Finland's Prime Minister Sanna Marin. Photo: GENT SHKULLAKU

Some have also said she would have been excused if her activities had been more elitist or traditionally befitting world leaders. Marin has embraced her image as a "normal person" - the first in her family to go to university, she worked in menial jobs while studying.

But Mikael Jungner argues the backlash would have been "a lot worse" for a young man in the same situation. "Dancing provocatively, having parties… it would have been a catastrophe," he said.

Johanna Vuorelma agrees Marin's actions would have provoked scandal even if she were a man, but says the tone would have been very different.

The prime minister has a four-year-old daughter with her partner Markus Raikkonen, and there have been comments that her behaviour was inappropriate as a mother. It is difficult to imagine such remarks directed at a father, says the political scientist.

The videos have also been sexualised in a way they would not have been of a man, she argues.

There was a scandal in 2018 when the former chair of the Finnish Green Party, Touko Aalto, was pictured dancing shirtless in a gay club. He resigned two months later, citing exhaustion and depression, but the situation did not have the same sexual undertones.

Anu Koivunen, a professor of gender studies at Turku University, agrees that a man in Sanna Marin's position would also have faced a scandal, but the tone has been different because of her gender.

What does it mean for Marin's future?

This isn't the first time the prime minister has been in trouble over partying. She apologised in December 2021 after going clubbing following close contact with a Covid case. She had left her work phone behind, and missed an instruction to isolate.

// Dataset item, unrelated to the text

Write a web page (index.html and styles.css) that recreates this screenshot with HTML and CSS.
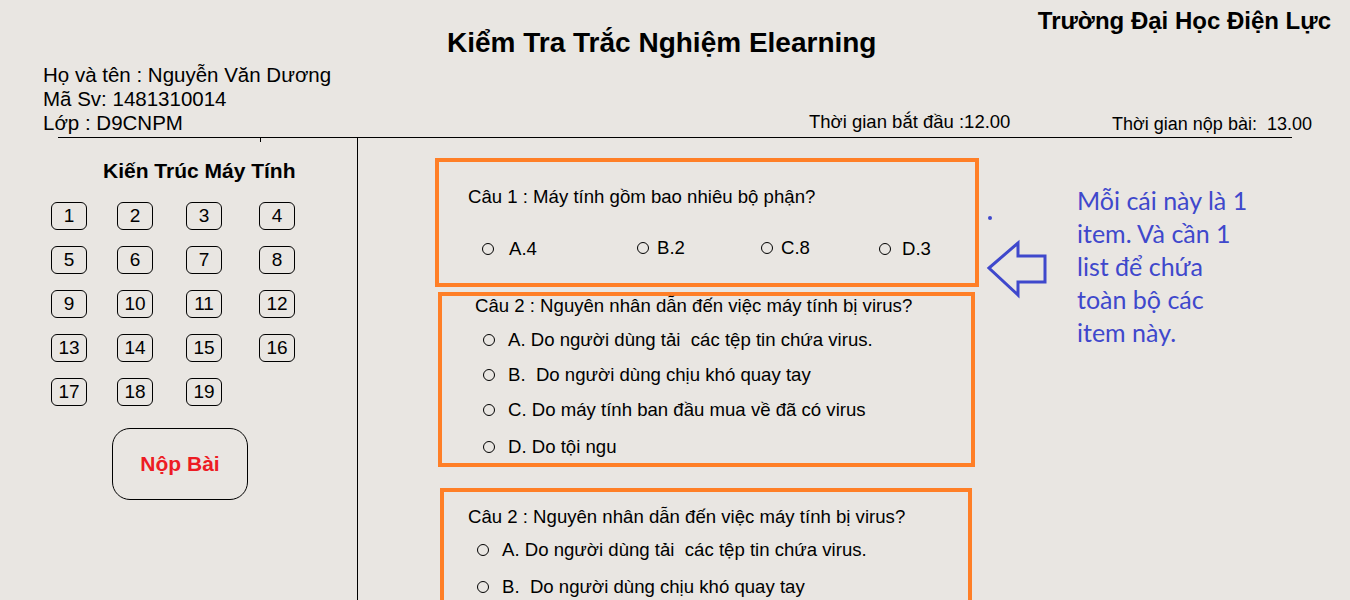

But this image of a partying prime minister is recent. Sanna Marin was relatively unknown to the public when she took over from former prime minister Antti Rinne in December 2019. During the pandemic she developed a reputation as a calm, firm leader.

"She is known for hard policy, strong leadership and tough negotiations," said Prof Koivunen, adding that against this backdrop the partying footage seemed "other-worldly".

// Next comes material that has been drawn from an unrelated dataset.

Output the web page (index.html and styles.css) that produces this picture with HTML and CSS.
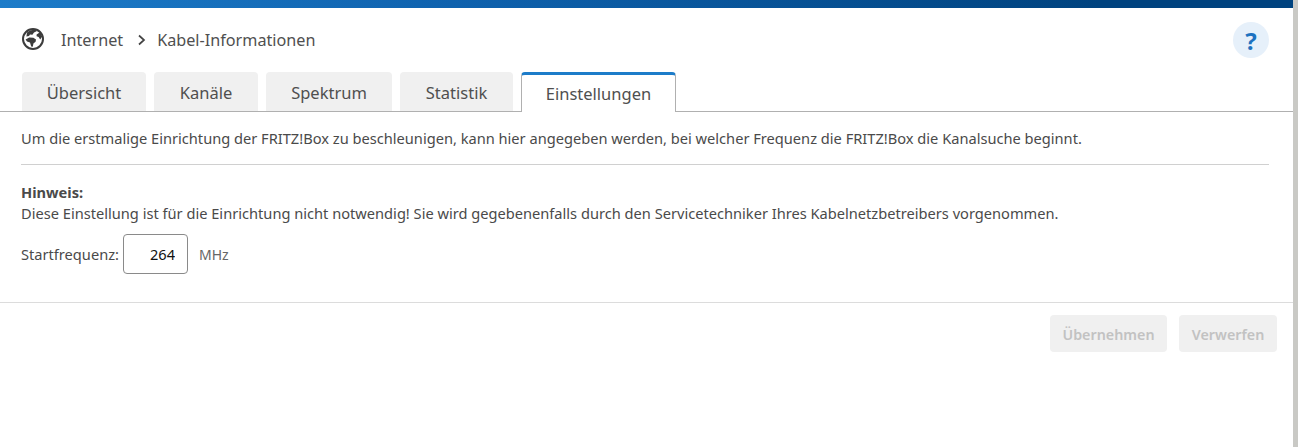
FILE: index.html
```html
<!DOCTYPE html>
<html lang="de">
<head>
<meta charset="utf-8">
<title>Kabel-Informationen</title>
<link rel="stylesheet" href="styles.css">
</head>
<body>
<div class="page">
  <div class="topbar"></div>
  <header class="head">
    <svg class="globe" width="24" height="24" viewBox="0 0 24 24" aria-hidden="true">
      <circle cx="12" cy="12" r="10" fill="none" stroke="#3c3c3c" stroke-width="2"/>
      <path d="M6 5.6l3-2.2 5-1 2 1.6-3 1.6-1.6 2.2-2.4-.2-1 1.4-2.6.4z" fill="#3c3c3c"/>
      <path d="M4.6 12.4l3.6-2 4.2.4 2.6 1.6-.4 2.4-2.2 1.6-.6 3.4-1.6-.2-1.2-4-3-1z" fill="#3c3c3c"/>
      <path d="M15.6 7.6l3.4-2.4 2.2 4.4-2 3-1.6-2.6-2-.8z" fill="#3c3c3c"/>
    </svg>
    <span class="crumb">Internet</span>
    <svg class="chev" width="10" height="12" viewBox="0 0 10 12" aria-hidden="true"><path d="M2 1.5L7 6l-5 4.5" fill="none" stroke="#444" stroke-width="1.7"/></svg>
    <span class="crumb">Kabel-Informationen</span>
    <span class="help">?</span>
  </header>
  <nav class="tabs">
    <a class="tab t1">Übersicht</a>
    <a class="tab t2">Kanäle</a>
    <a class="tab t3">Spektrum</a>
    <a class="tab t4">Statistik</a>
    <a class="tab active">Einstellungen</a>
  </nav>
  <main class="content">
    <p class="intro">Um die erstmalige Einrichtung der FRITZ!Box zu beschleunigen, kann hier angegeben werden, bei welcher Frequenz die FRITZ!Box die Kanalsuche beginnt.</p>
    <hr class="rule">
    <p class="note"><strong>Hinweis:</strong><br>Diese Einstellung ist für die Einrichtung nicht notwendig! Sie wird gegebenenfalls durch den Servicetechniker Ihres Kabelnetzbetreibers vorgenommen.</p>
    <div class="field">
      <label for="freq">Startfrequenz:</label>
      <input id="freq" class="num" value="264">
      <span class="unit">MHz</span>
    </div>
  </main>
  <footer class="actions">
    <button class="btn b1" disabled>Übernehmen</button>
    <button class="btn b2" disabled>Verwerfen</button>
  </footer>
</div>
</body>
</html>
```
FILE: styles.css
```css
* { box-sizing: border-box; }
html, body { margin: 0; height: 100%; background: #c9c9c5; }
body { font-family: "Noto Sans", "Open Sans", sans-serif; color: #4a4a4a; overflow: hidden; }
.page { width: 1293px; height: 447px; background: #fff; }
.topbar { height: 8px; background: linear-gradient(90deg, #1d7cc9 0%, #0f62ae 35%, #00437f 85%, #00437f 100%); }
.head { display: flex; align-items: center; height: 64px; padding: 0 24px 0 21px; }
.globe { margin: 0 16px 2px 0; }
.crumb { font-size: 16.2px; color: #4f4f4f; margin-top: 1px; margin-bottom: 1px; }
.chev { margin: 0 10px 0 14px; }
.help { margin-left: auto; width: 36px; height: 36px; border-radius: 50%; background: #e6f0fa; color: #1d72c0; font-size: 24px; font-weight: 700; display: flex; align-items: center; justify-content: center; }
.tabs { display: flex; gap: 8px; height: 40px; padding-left: 22px; border-bottom: 1px solid #b0b0b0; }
.tab { height: 39px; padding-top: 2px; border-radius: 4px 4px 0 0; background: #f0f0f0; font-size: 16.5px; color: #4f4f4f; display: flex; align-items: center; justify-content: center; }
.t1 { width: 124px; } .t2 { width: 104px; } .t3 { width: 126px; } .t4 { width: 113px; }
.active { width: 155px; height: 40px; padding-top: 0; background: #fff; border: 1px solid #b0b0b0; border-top: 3px solid #1d7cc9; border-bottom: 0; }
.content { padding: 0 24px 0 21px; height: 191px; border-bottom: 1px solid #dcdcdc; font-size: 14.63px; }
.intro { margin: 0; padding-top: 16px; line-height: 20px; height: 52px; }
.rule { margin: 0; border: 0; border-top: 1px solid #d0d0d0; }
.note { margin: 17px 0 0; line-height: 21px; }
.field { display: flex; align-items: center; margin-top: 10px; }
.num { width: 65px; height: 40px; margin-left: 4px; border: 1px solid #8a8a8a; border-radius: 4px; text-align: right; padding: 0 12px; font: 14.6px "Noto Sans", sans-serif; color: #111; }
.unit { margin-left: 11px; font-size: 14px; color: #666; }
.actions { display: flex; justify-content: flex-end; gap: 12px; padding: 12px 16px 0 0; }
.btn { height: 37px; padding-top: 2px; border: 0; border-radius: 4px; background: #f0f0f0; color: #c2c2c2; font: 600 14.3px "Noto Sans", sans-serif; }
.b1 { width: 117px; } .b2 { width: 98px; }
```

Johanna Vuorelma believes the international debate over her actions is very different to that in Finland. Domestically the issue is about politics, legality, and what is appropriate for a prime minister, while internationally it has become more of a moral issue, fuelled by the fact that Marin is one of very few young female national leaders.

She may not yet be past this scandal. Prof Koivunen thinks there is a risk more pictures or videos may emerge as the Finnish budget is renegotiated next week.

One criticism from political opponents may be around her supposed distraction from other issues: the picture of topless influencers kissing was taken at a party after the Ruisrock music festival in July.

At the time the Finnish government - but not Marin personally - was in tense negotiations with Germany about bailing out gas company Uniper, which is suffering from soaring energy prices related to Russia's invasion of Ukraine. The bailout could cost Finnish taxpayers billions of euros.

The Finnish leader has championed her country's bid to abandon its long-standing neutrality and join NATO. Finland shares a 1324km land border with Russia.

The partying controversy could cost Marin's party the next election and spell the end of her leadership of the SDP, Jungner says. But she was already trailing in the polls and that would likely have happened anyway, he adds.

But in the long term, he thinks it might actually do her good. She will gain a lot of support, especially from young, female voters, and the affair could generate support for the somewhat old-fashioned SDP ahead of next year's election.

Jungner thinks she may well run for president in 2024 and win. Finland's head of state has notable powers, including over foreign policy and national security.

Finns are fond of the narrative of someone returning from failure, he explains: it shows they know how to overcome it.

What's more, she has built a very strong base of supporters who see her as a rock star, he says: "I've never seen anything like her.

"Most definitely her career is not over."